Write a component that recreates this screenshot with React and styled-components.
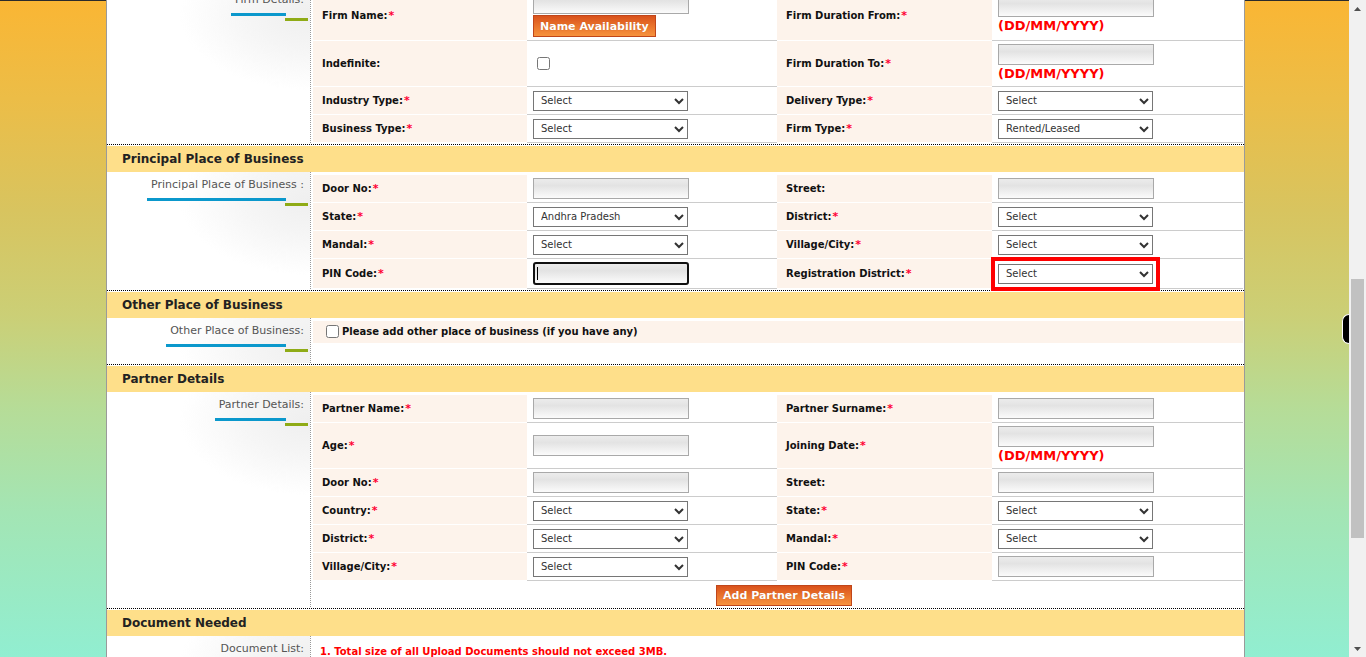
import React from 'react';
import styled, { createGlobalStyle } from 'styled-components';

const GlobalStyle = createGlobalStyle`
  html, body { margin: 0; padding: 0; height: 100%; overflow: hidden; }
  body { font-family: "DejaVu Sans", Verdana, sans-serif; }
  #root { height: 100%; }
  * { box-sizing: border-box; }
`;

const Screen = styled.div`
  display: flex;
  height: 100vh;
  overflow: hidden;
`;

const Viewport = styled.div`
  flex: 1;
  min-width: 0;
  overflow: hidden;
  padding-left: 2px;
  background:
    linear-gradient(#2b2b2b, #2b2b2b) top left / 100% 1px no-repeat,
    linear-gradient(180deg, #fab634 0%, #ecbd47 15%, #d8c45f 32%, #cbcf76 48%, #b6dc97 62%, #a3e5b4 78%, #91eed1 100%);
`;

const Container = styled.div`
  width: 1139px;
  margin: -13px auto 0;
  background: #fff;
  border-left: 1px solid #9a9a9a;
  border-right: 1px solid #9a9a9a;
`;

const SectionHeader = styled.div`
  margin-top: 1px;
  height: 26px;
  line-height: 26px;
  padding-left: 15px;
  background: #fedf8a;
  color: #222;
  font-size: 12px;
  font-weight: bold;
`;

const SectionBody = styled.div`
  display: grid;
  grid-template-columns: 204px 1fr;
  border-bottom: 1px dotted #000;
  padding-bottom: 1px;
`;

const SideCell = styled.div`
  display: flex;
  justify-content: flex-end;
  align-items: flex-start;
  border-right: 1px dotted #999;
  padding: 6px 6px 11px 0;
  background:
    radial-gradient(ellipse 130px 75px at 100% 28px, #efefef 0%, #f5f5f5 45%, rgba(255,255,255,0) 100%),
    #fff;
`;

const SideLabel = styled.div`
  display: flex;
  flex-direction: column;
  align-items: stretch;
  font-size: 11px;
  line-height: 13px;
  color: #555;
  white-space: nowrap;
`;

const Underline = styled.div`
  display: flex;
  align-items: flex-start;
  height: 8px;
  margin: 7px -4px 0 -4px;
`;

const BlueBar = styled.span`
  flex: 1;
  height: 3px;
  background: #0b98cc;
`;

const GreenBar = styled.span`
  width: 23px;
  height: 3px;
  margin-top: 5px;
  margin-left: -1px;
  background: #8fab16;
`;

const Content = styled.div`
  padding: 3px 1px 0 2px;
`;

const FormGrid = styled.div`
  display: grid;
  grid-template-columns: 214px 250px 215px 251px;
`;

const LabelCell = styled.div`
  display: flex;
  align-items: center;
  min-height: 28px;
  padding: 0 9px;
  background: #fdf3eb;
  border-bottom: 1px solid #fff;
  font-size: 10px;
  font-weight: bold;
  color: #111;
`;

const Req = styled.span`
  color: #ff0033;
  font-size: 11px;
  margin-left: 1px;
`;

const FieldCell = styled.div`
  display: flex;
  flex-direction: column;
  justify-content: center;
  align-items: flex-start;
  min-height: 28px;
  padding: 3px 6px;
  border-bottom: 1px solid #ccc;
`;

const TextInput = styled.input`
  display: block;
  width: 156px;
  height: ${p => (p.$focused ? '23px' : '21px')};
  margin: 0;
  padding: 0 3px;
  border: ${p => (p.$focused ? '2px solid #111' : '1px solid #a9a9a9')};
  border-radius: ${p => (p.$focused ? '3px' : '0')};
  outline: none;
  font-family: "DejaVu Sans", Verdana, sans-serif;
  font-size: 10px;
  background: ${p =>
    p.$focused
      ? 'linear-gradient(#000, #000) 2px 3px / 1px 13px no-repeat, linear-gradient(180deg, #ececec 0%, #e3e3e3 35%, #fbfbfb 100%)'
      : 'linear-gradient(180deg, #ececec 0%, #e3e3e3 35%, #fbfbfb 100%)'};
`;

const Select = styled.select`
  display: block;
  width: 155px;
  height: 20px;
  margin: 0;
  padding: 0 0 0 3px;
  border: 1px solid #767676;
  border-radius: 0;
  background: #fff;
  color: #333;
  font-family: "DejaVu Sans", Verdana, sans-serif;
  font-size: 10px;
  outline: ${p => (p.$highlight ? '4px solid #ff0000' : 'none')};
  outline-offset: 3px;
`;

const Checkbox = styled.input.attrs({ type: 'checkbox' })`
  width: 13px;
  height: 13px;
  margin: 3px 3px 3px 4px;
`;

const OrangeButton = styled.button`
  height: ${p => (p.$small ? '22px' : '21px')};
  margin: ${p => (p.$small ? '1px 0 0' : '0')};
  padding: 0 6px;
  border: 1px solid #c0461a;
  background: linear-gradient(180deg, #d9521c 0%, #e8702a 45%, #f6923d 100%);
  color: #fff;
  font-family: "DejaVu Sans", Verdana, sans-serif;
  font-size: 11px;
  font-weight: bold;
  text-shadow: 0 0 1px rgba(120, 40, 0, 0.4);
  cursor: pointer;
`;

const Hint = styled.div`
  color: #f00;
  font-size: 13px;
  font-weight: bold;
  line-height: 18px;
  white-space: nowrap;
`;

const OptionRow = styled.div`
  display: flex;
  align-items: center;
  min-height: 22px;
  padding: 1px 9px 2px;
  background: #fdf3eb;
  font-size: 10px;
  font-weight: bold;
  color: #111;
`;

const ButtonRow = styled.div`
  grid-column: 1 / -1;
  display: flex;
  justify-content: center;
  padding: 4px 0 1px 12px;
`;

const DocNote = styled.div`
  padding: 6px 7px;
  color: #f00;
  font-size: 10px;
  font-weight: bold;
  line-height: 13px;
`;

const ScrollBar = styled.div`
  width: 17px;
  flex: none;
  display: flex;
  flex-direction: column;
  background: #f1f1f1;
`;

const ScrollArrow = styled.div`
  height: 17px;
  flex: none;
  display: flex;
  align-items: center;
  justify-content: center;
`;

const ScrollTrack = styled.div`
  flex: 1;
  padding: 0 2px;
`;

const ScrollThumb = styled.div`
  margin-top: 262px;
  height: 259px;
  background: #c1c1c1;
`;

const SideTab = styled.div`
  position: fixed;
  top: 314px;
  right: 17px;
  width: 7px;
  height: 30px;
  background: #000;
  border: 1px solid #fff;
  border-right: none;
  border-radius: 7px 0 0 7px;
`;

const Side = ({ text, bars = true }) => (
  <SideCell>
    <SideLabel>
      <span>{text}</span>
      {bars && (
        <Underline>
          <BlueBar />
          <GreenBar />
        </Underline>
      )}
    </SideLabel>
  </SideCell>
);

const Label = ({ text, req }) => (
  <LabelCell>
    {text}
    {req && <Req>*</Req>}
  </LabelCell>
);

const Field = ({ f }) => {
  switch (f.kind) {
    case 'input':
      return (
        <FieldCell>
          <TextInput type="text" $focused={f.focused} readOnly />
        </FieldCell>
      );
    case 'inputButton':
      return (
        <FieldCell>
          <TextInput type="text" readOnly />
          <OrangeButton $small>Name Availability</OrangeButton>
        </FieldCell>
      );
    case 'date':
      return (
        <FieldCell>
          <TextInput type="text" readOnly />
          <Hint>(DD/MM/YYYY)</Hint>
        </FieldCell>
      );
    case 'check':
      return (
        <FieldCell>
          <Checkbox readOnly />
        </FieldCell>
      );
    case 'select':
    default:
      return (
        <FieldCell>
          <Select $highlight={f.highlight} defaultValue={f.value || 'Select'}>
            <option>{f.value || 'Select'}</option>
          </Select>
        </FieldCell>
      );
  }
};

const Rows = ({ rows }) =>
  rows.map((r, i) => (
    <React.Fragment key={i}>
      <Label text={r[0]} req={r[1]} />
      <Field f={r[2]} />
      <Label text={r[3]} req={r[4]} />
      <Field f={r[5]} />
    </React.Fragment>
  ));

const firmRows = [
  ['Firm Name:', true, { kind: 'inputButton' }, 'Firm Duration From:', true, { kind: 'date' }],
  ['Indefinite:', false, { kind: 'check' }, 'Firm Duration To:', true, { kind: 'date' }],
  ['Industry Type:', true, { kind: 'select' }, 'Delivery Type:', true, { kind: 'select' }],
  ['Business Type:', true, { kind: 'select' }, 'Firm Type:', true, { kind: 'select', value: 'Rented/Leased' }],
];

const principalRows = [
  ['Door No:', true, { kind: 'input' }, 'Street:', false, { kind: 'input' }],
  ['State:', true, { kind: 'select', value: 'Andhra Pradesh' }, 'District:', true, { kind: 'select' }],
  ['Mandal:', true, { kind: 'select' }, 'Village/City:', true, { kind: 'select' }],
  ['PIN Code:', true, { kind: 'input', focused: true }, 'Registration District:', true, { kind: 'select', highlight: true }],
];

const partnerRows = [
  ['Partner Name:', true, { kind: 'input' }, 'Partner Surname:', true, { kind: 'input' }],
  ['Age:', true, { kind: 'input' }, 'Joining Date:', true, { kind: 'date' }],
  ['Door No:', true, { kind: 'input' }, 'Street:', false, { kind: 'input' }],
  ['Country:', true, { kind: 'select' }, 'State:', true, { kind: 'select' }],
  ['District:', true, { kind: 'select' }, 'Mandal:', true, { kind: 'select' }],
  ['Village/City:', true, { kind: 'select' }, 'PIN Code:', true, { kind: 'input' }],
];

const Arrow = ({ up }) => (
  <svg width="7" height="4" viewBox="0 0 7 4">
    <path d={up ? 'M0 4 L3.5 0 L7 4 Z' : 'M0 0 L3.5 4 L7 0 Z'} fill="#505050" />
  </svg>
);

export default function App() {
  return (
    <>
      <GlobalStyle />
      <Screen>
        <Viewport>
          <Container>
            <SectionBody>
              <Side text="Firm Details:" />
              <Content>
                <FormGrid>
                  <Rows rows={firmRows} />
                </FormGrid>
              </Content>
            </SectionBody>

            <SectionHeader>Principal Place of Business</SectionHeader>
            <SectionBody>
              <Side text="Principal Place of Business :" />
              <Content>
                <FormGrid>
                  <Rows rows={principalRows} />
                </FormGrid>
              </Content>
            </SectionBody>

            <SectionHeader>Other Place of Business</SectionHeader>
            <SectionBody>
              <Side text="Other Place of Business:" />
              <Content>
                <OptionRow>
                  <Checkbox readOnly />
                  Please add other place of business (if you have any)
                </OptionRow>
              </Content>
            </SectionBody>

            <SectionHeader>Partner Details</SectionHeader>
            <SectionBody>
              <Side text="Partner Details:" />
              <Content>
                <FormGrid>
                  <Rows rows={partnerRows} />
                  <ButtonRow>
                    <OrangeButton>Add Partner Details</OrangeButton>
                  </ButtonRow>
                </FormGrid>
              </Content>
            </SectionBody>

            <SectionHeader>Document Needed</SectionHeader>
            <SectionBody>
              <Side text="Document List:" />
              <Content>
                <DocNote>1. Total size of all Upload Documents should not exceed 3MB.</DocNote>
              </Content>
            </SectionBody>
          </Container>
        </Viewport>
        <ScrollBar>
          <ScrollArrow>
            <Arrow up />
          </ScrollArrow>
          <ScrollTrack>
            <ScrollThumb />
          </ScrollTrack>
          <ScrollArrow>
            <Arrow />
          </ScrollArrow>
        </ScrollBar>
      </Screen>
      <SideTab />
    </>
  );
}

Task brief ▸
In the listing above, locate each line with "components" and copy it.

Written solution ▸
Write a component that recreates this screenshot with React and styled-components.
import styled, { createGlobalStyle } from 'styled-components';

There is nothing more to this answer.